GFRC panels tolerate only 4 lb point loads; installers must spread plaque weight across a 1/8-inch aluminum French cleat bonded with structural silicone rated 250 psi. Failure snapshots show 40-pound plaques lying on sidewalk after wind gusts leveraged the top edge.

Interior drywall lacks structural data, so plaques over 10 pounds must hit at least one stud. Magnetic stud finders misread 16-ga steel studs; use a rare-earth magnet to locate screw heads instead.

Thermal Bridging

Metal standoffs on exterior walls conduct cold and sweat, staining both plaque and masonry. Nylon sleeves rated 200 °F break the thermal bridge and stop the drip line.

Cost Equation: First Price vs Life-Cycle Spend

A routed aluminum sign with digital print runs $24 per square foot and lasts eight years. A cast bronze plaque costs $140 per square foot but carries a 75-year warranty; amortized, the plaque is cheaper after year 22.

LED edge-lit signs consume 9 watts per square foot; at $0.12 per kWh, a 4-square-foot sign adds $39 per year. A plaque with zero power beats that forever, but if the sign prevents one $500 fender-bender annually, it pays for itself.

Condominiums that buy zinc alloy plaques to save 30 percent upfront watch white rust bloom within five coastal winters; resurfacing costs triple the bronze upgrade they declined.

Insurance Credits

Some carriers give 2 percent liability discounts for photoluminescent exit signs that stay visible 90 minutes during power loss. Plaques earn no discount, but they also generate no claims.

Digital Hybrid: NFC and QR Integration

Embedding an NFC tag behind a bronze plaque lets tourists tap phones for audio tours without visual clutter. The 0.35-mm tag hides under a 1-inch epoxy dome matched to the patina; read range stays 38 mm through non-ferrous metal.

QR codes on signs must scale to 1.5 inches across to scan at 8 feet, dominating the layout. Plaque QR can shrink to 0.75 inch because the viewer is already 18 inches away.

Arboretums that added NFC plaques saw 4.2× more page views versus printed URLs, and saved $18,000 annually on brochure reprints.

Powerless Maintenance

NFC tags draw energy from the phone, so they outlast battery-powered beacons. A 2022 roll-out in Savannah historic district projects a 15-year replacement cycle versus 18 months for coin-cell beacons.

Brand Consistency Across Scales

Corporate campuses often mismatch monument signs at the gate with interior plaques, eroding brand cohesion.
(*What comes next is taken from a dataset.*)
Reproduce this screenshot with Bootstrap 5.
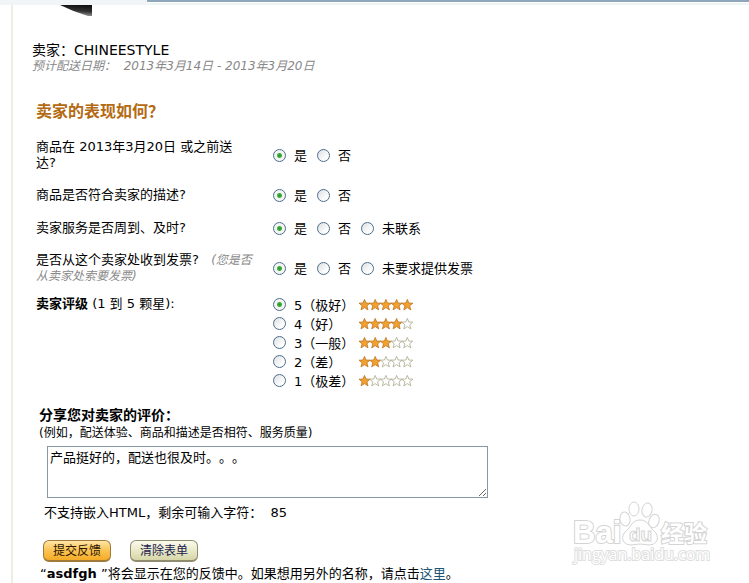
<!DOCTYPE html>
<html lang="zh-CN">
<head>
<meta charset="utf-8">
<meta name="viewport" content="width=device-width, initial-scale=1">
<title>卖家反馈</title>
<link href="https://cdn.jsdelivr.net/npm/bootstrap@5.3.0/dist/css/bootstrap.min.css" rel="stylesheet">
<style>
body{font-family:"DejaVu Sans","Noto Sans CJK SC",sans-serif;font-size:13px;line-height:16px;color:#000;background:#fff;text-spacing-trim:space-all}
.topbar{height:5px;background:#f1f5f8}
.topbar-tab{margin-left:147px;height:5px;background:linear-gradient(#8fa5b9 0 2px,#fff 2px 3px,#eef5f5 3px)}
.page{margin-left:11px;border-left:2px solid #efece3;min-height:578px}
.thumb{display:block;margin-left:47px}
.seller{margin:25px 0 0 19px;font-size:14px;line-height:18px}
.est{margin-left:19px;font-size:12px;line-height:15px;color:#888;font-style:italic}
.title{margin:26px 0 0 23px;font-size:16px;line-height:24px;font-weight:700;color:#b36a12}
.survey{margin:15px 0 0 23px}
.question{display:grid;grid-template-columns:222px 1fr;column-gap:15px;align-items:center;margin:0 0 15px}
.question.last{margin-bottom:11px}
.hint{font-size:12px;color:#888;font-style:italic}
.options{display:flex;gap:10px}
.opt{display:flex;gap:8px;align-items:center}
.opt input{appearance:none;width:13px;height:13px;margin:0;flex:none;border:1px solid #4d6c8c;border-radius:50%;background:linear-gradient(135deg,#dcdfe0,#fff 75%)}
.opt input:checked{background:radial-gradient(circle,#2a9a2a 0,#3fac3f 2px,#f3f5f2 3px)}
.opt span{padding-top:2px}
.rating{align-items:start;line-height:18px}
.rating .opt{height:19px}
.rating .opt span{width:57px;white-space:nowrap}
.rating .stars{width:54px;height:12px;flex:none}
.share{margin:16px 0 0 26px}
.share-label{font-size:14px;line-height:18px;font-weight:700}
.example{font-size:12px;line-height:18px}
.comment{display:block;width:441px;max-width:100%;height:52px;margin:4px 0 0 8px;padding:3px 2px;border:1px solid #8499a8;border-radius:0;font-size:13px;line-height:16px;color:#000;outline:0;text-spacing-trim:space-all}
.remaining{margin:7px 0 0 5px}
.actions{margin:19px 0 0 4px;gap:19px}
.pill{width:68px;height:22px;padding:0;font-size:12px;line-height:18px;border:1px solid #8f8c70;border-bottom-width:2px;border-radius:6px;color:#1c1c50;background:linear-gradient(#fbfbee,#e9e9c8 50%,#d6d6a8)}
.pill.submit{border-color:#a07a3a;color:#2a1400;background:linear-gradient(#ffe6a8,#fcc659 45%,#f5ab25)}
.note{margin:4px 0 0 1px}
.note a{color:#1b5674;text-decoration:none}
.watermark{position:absolute;right:39px;top:499px;width:140px;height:70px;pointer-events:none}
</style>
<script src="https://cdn.jsdelivr.net/npm/bootstrap@5.3.0/dist/js/bootstrap.bundle.min.js"></script>
</head>
<body class="position-relative overflow-x-hidden">
<svg width="0" height="0" class="d-block" aria-hidden="true">
<defs>
<path id="star" d="M5.5 .4 7 4 11 4.2 7.9 6.8 9 10.9 5.5 8.6 2 10.9 3.1 6.8 0 4.2 4 4Z"/>
</defs>
</svg>
<header class="topbar"><div class="topbar-tab"></div></header>
<main class="page">
<svg class="thumb" width="32" height="11" viewBox="0 0 32 11" aria-hidden="true"><defs><linearGradient id="edge" x1=".3" y1="1" x2=".5" y2="0"><stop offset="0" stop-color="#aaa"/><stop offset=".5" stop-color="#333"/><stop offset="1" stop-color="#111"/></linearGradient></defs><path d="M0 0H32V11H28Q14 7 0 0Z" fill="url(#edge)"/></svg>
<div class="seller">卖家：CHINEESTYLE</div>
<div class="est">预计配送日期： &nbsp;2013年3月14日 - 2013年3月20日</div>
<h1 class="title">卖家的表现如何？</h1>
<form>
<div class="survey">
<fieldset class="question" aria-labelledby="q1"><div id="q1">商品在 2013年3月20日 或之前送<br>达?</div>
<div class="options"><label class="opt"><input type="radio" name="arrived" checked><span>是</span></label><label class="opt"><input type="radio" name="arrived"><span>否</span></label></div></fieldset>
<fieldset class="question" aria-labelledby="q2"><div id="q2">商品是否符合卖家的描述?</div>
<div class="options"><label class="opt"><input type="radio" name="described" checked><span>是</span></label><label class="opt"><input type="radio" name="described"><span>否</span></label></div></fieldset>
<fieldset class="question" aria-labelledby="q3"><div id="q3">卖家服务是否周到、及时?</div>
<div class="options"><label class="opt"><input type="radio" name="service" checked><span>是</span></label><label class="opt"><input type="radio" name="service"><span>否</span></label><label class="opt"><input type="radio" name="service"><span>未联系</span></label></div></fieldset>
<fieldset class="question last" aria-labelledby="q4"><div id="q4">是否从这个卖家处收到发票? &nbsp;<span class="hint ps-1">(您是否<br>从卖家处索要发票)</span></div>
<div class="options"><label class="opt"><input type="radio" name="invoice" checked><span>是</span></label><label class="opt"><input type="radio" name="invoice"><span>否</span></label><label class="opt"><input type="radio" name="invoice"><span>未要求提供发票</span></label></div></fieldset>
<fieldset class="question rating mb-0" aria-labelledby="q5"><div id="q5"><b>卖家评级</b> (1 到 5 颗星):</div>
<div id="ratings">
<label class="opt"><input type="radio" name="rating" checked><span>5（极好）</span></label>
<label class="opt"><input type="radio" name="rating"><span>4（好）</span></label>
<label class="opt"><input type="radio" name="rating"><span>3（一般）</span></label>
<label class="opt"><input type="radio" name="rating"><span>2（差）</span></label>
<label class="opt"><input type="radio" name="rating"><span>1（极差）</span></label>
</div></fieldset>
</div>
<div class="share">
<label class="share-label d-block" for="comment">分享您对卖家的评价：</label>
<div class="example">(例如，配送体验、商品和描述是否相符、服务质量)</div>
<textarea class="comment" id="comment">产品挺好的，配送也很及时。。。</textarea>
<div class="remaining">不支持嵌入HTML，剩余可输入字符： &nbsp;85</div>
<div class="actions d-flex"><button type="button" class="pill submit">提交反馈</button><button type="reset" class="pill">清除表单</button></div>
<p class="note">“<b>asdfgh</b> ”将会显示在您的反馈中。如果想用另外的名称，请点击<a href="#">这里</a>。</p>
</div>
</form>
</main>
<svg class="watermark" viewBox="0 0 140 70" role="img" aria-label="Baidu 经验">
<g fill="#fff" stroke="#d4d4d4" stroke-width="1">
<text x="3" y="44" font-family="Liberation Sans, sans-serif" font-weight="700" font-size="31" paint-order="stroke" stroke-width="2">Bai</text>
<ellipse cx="55" cy="20" rx="5" ry="7" transform="rotate(-8 55 20)"/>
<ellipse cx="64" cy="10" rx="5" ry="7"/>
<ellipse cx="77" cy="11" rx="5" ry="7" transform="rotate(10 77 11)"/>
<ellipse cx="84" cy="22" rx="5" ry="7" transform="rotate(20 84 22)"/>
<path d="M70 21C62 21 61 28 56 32C50 37 52 46 61 46Q70 44 79 46C88 46 90 37 84 32C79 28 78 21 70 21Z"/>
<text x="59" y="42" font-family="Liberation Sans, sans-serif" font-size="19" font-weight="700">du</text>
<text x="91" y="43" font-family="Noto Sans CJK SC, sans-serif" font-size="23" font-weight="700" paint-order="stroke" stroke-width="2">经验</text>
</g>
<text x="4" y="61" font-family="Open Sans, sans-serif" font-size="16" fill="#fff" stroke="#dedede" stroke-width="2" paint-order="stroke">jingyan.baidu.com</text>
</svg>
<script>
document.querySelectorAll('#ratings .opt').forEach((label, row) => {
  let stars = '';
  for (let i = 0; i < 5; i++) {
    const filled = i < 5 - row;
    stars += `<use href="#star" x="${i * 10.7}" fill="${filled ? '#f2a12e' : '#fff'}" stroke="${filled ? '#bd7420' : '#aaa88c'}" stroke-width=".8"/>`;
  }
  label.insertAdjacentHTML('beforeend', `<svg class="stars" viewBox="0 0 54 12" aria-hidden="true">${stars}</svg>`);
});
</script>
</body>
</html>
Specifying Pantone 432 C on both is not enough; the sign’s vinyl print and the plaque’s physical paint must be color-checked wet and dry.

Apple’s campus uses custom 5000 K backlit signs outdoors and bead-blasted stainless plaques indoors, both at 85 percent gray value so the eye perceives continuity even though materials differ.

Franchise manuals that dictate plaque thickness at 1/4 inch but sign faces at 1 inch create shadow-line mismatches. Align both to 1/2 inch and the visual rhythm stays intact.

Micro-Texture Sync

A 220-grain blast on stainless signs pairs with a 240-grain blast on plaques; the 20-grain delta is invisible to the eye but keeps procurement within the same vendor tier, cutting cost 8 percent.

Removal and Refurbishment: Reversibility Rules

Epoxy anchoring is permanent; if a historic review board later demands plaque removal, you core-drill the stone at $400 per hole. Use threaded stainless rods with removable epoxy gel instead; torque-out is possible with heat guns set 250 °F.

Sign vinyl removal requires 400 °F heat guns and 45-degree peels to avoid adhesive ghosting. Plaque refinishing needs only walnut-shell blasting at 35 psi, preserving 0.002-inch detail.

Scrap value of bronze plaques offsets 35 percent of de-install cost if you segregate silicon bronze from leaded red brass. Mixed scrap drops payout to foundry-grade pricing, losing $0.45 per pound.

Heritage Overlay

Cities with heritage overlay zones require 30-day public notice before plaque alteration. Signs fall under standard zoning amendments, not heritage, so swap-outs move faster.

Decision Matrix: Picking the Right Format in 90 Seconds

Start with viewing distance: over 15 feet, default to a sign unless law says otherwise. Under 15 feet, ask whether the message must survive longer than the building skin; if yes, choose plaque.

Second filter: power. If illumination is mandatory for 24-hour code compliance, a sign with LED is cheaper than fiber-optic lighting a plaque. If no power is available and message is static, plaque wins.

Third filter: theft risk. In scrap-theft corridors, specify laminated glass or high-density urethane that has zero resale value. Plaques can use the same faux-bronze urethane; a 24-inch-square piece weighs 7 pounds instead of 95 pounds, cutting install labor by half.

Last filter: brand life-cycle. Pop-up retail that leases for 18 months should print on aluminum and plan disposal. Universities that measure campaigns in centuries should budget once for bronze and forget it.